Face au projet d’annexion, l’Autorité palestinienne au défi de mobiliser la rue

Face au projet d’annexion, l’Autorité palestinienne au défi de mobiliser la rue

À Ramallah, des Palestiniens manifestent contre le projet d’annexion d’une partie de la Cisjordanie, le 19 juin 2020. AFP/Abbas Momani

Le 8 juin à Ramallah, la sono était prête, les drapeaux dépliés et les fonctionnaires libérés pour pouvoir manifester. Mais seules 200 personnes ont répondu à l’appel de l’Autorité palestinienne, preuve de ses difficultés à mobiliser contre le projet israélien d’annexion en Cisjordanie. À mesure qu’approche l’échéance-clé du 1er juillet, date à partir de laquelle le gouvernement israélien doit se prononcer sur son projet d’annexion, les dirigeants palestiniens multiplient les déclarations pour affirmer leur opposition et appeler la communauté internationale et la population à le rejeter vigoureusement. De nombreux responsables étrangers ont élevé la voix contre le projet. Mais en Cisjordanie, où tous ont en tête les deux intifadas (soulèvements palestiniens : 1987-1993 et 2000-2005), la mobilisation reste faible, contrairement à la bande de Gaza dont les habitants manifestent plus régulièrement sous l’impulsion du mouvement islamiste Hamas qui contrôle l’enclave. En Cisjordanie, il y a certes eu le 22 juin un grand rassemblement à Jéricho, « capitale » de la vallée du Jourdain, plaine fertile qu’Israël souhaite notamment annexer.

« Aucun pouvoir »

Mais pour en arriver là, l’Organisation de libération de la Palestine (OLP) et le Fateh, organisateurs de l’événement, ont affrété des bus, fait imprimer par dizaines des pancartes barrées des slogans « la Palestine n’est pas à vendre » et « le plan Trump ne passera jamais », et même mobilisé les scouts.
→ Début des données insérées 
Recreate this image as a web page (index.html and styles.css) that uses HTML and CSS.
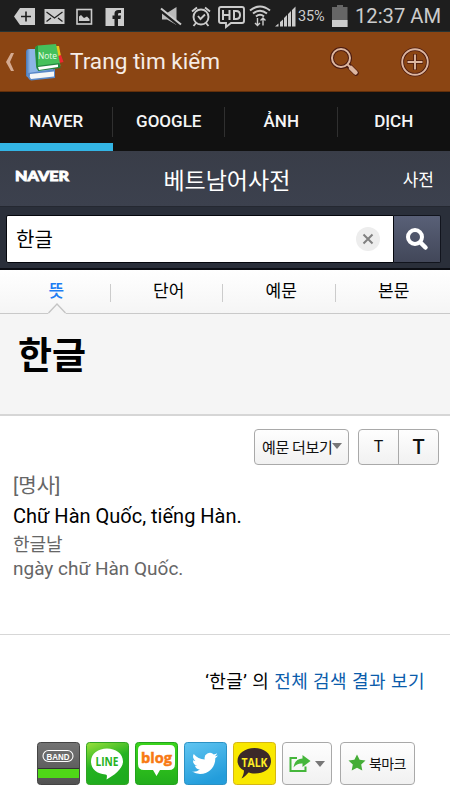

Et encore, sur les milliers de personnes massées devant la tribune au début des discours, une grande partie était partie avant même la fin de l’événement. Outre Jéricho, comment expliquer cette faible mobilisation, sachant que si Israël annexe, les dirigeants palestiniens ont prévenu que cela enterrerait leur rêve d’un État palestinien viable ? « Il y a un sentiment de lassitude », estime l’analyste Nour Odeh. « Manifester au milieu de Ramallah, attendre que les caméras viennent pour montrer combien on est en colère et finalement se rendre compte qu’on se parle à soi-même. » « Les responsables palestiniens avaient promis d’apporter la paix grâce à des négociations, et n’y sont pas parvenus », créant de la frustration, explique-t-elle.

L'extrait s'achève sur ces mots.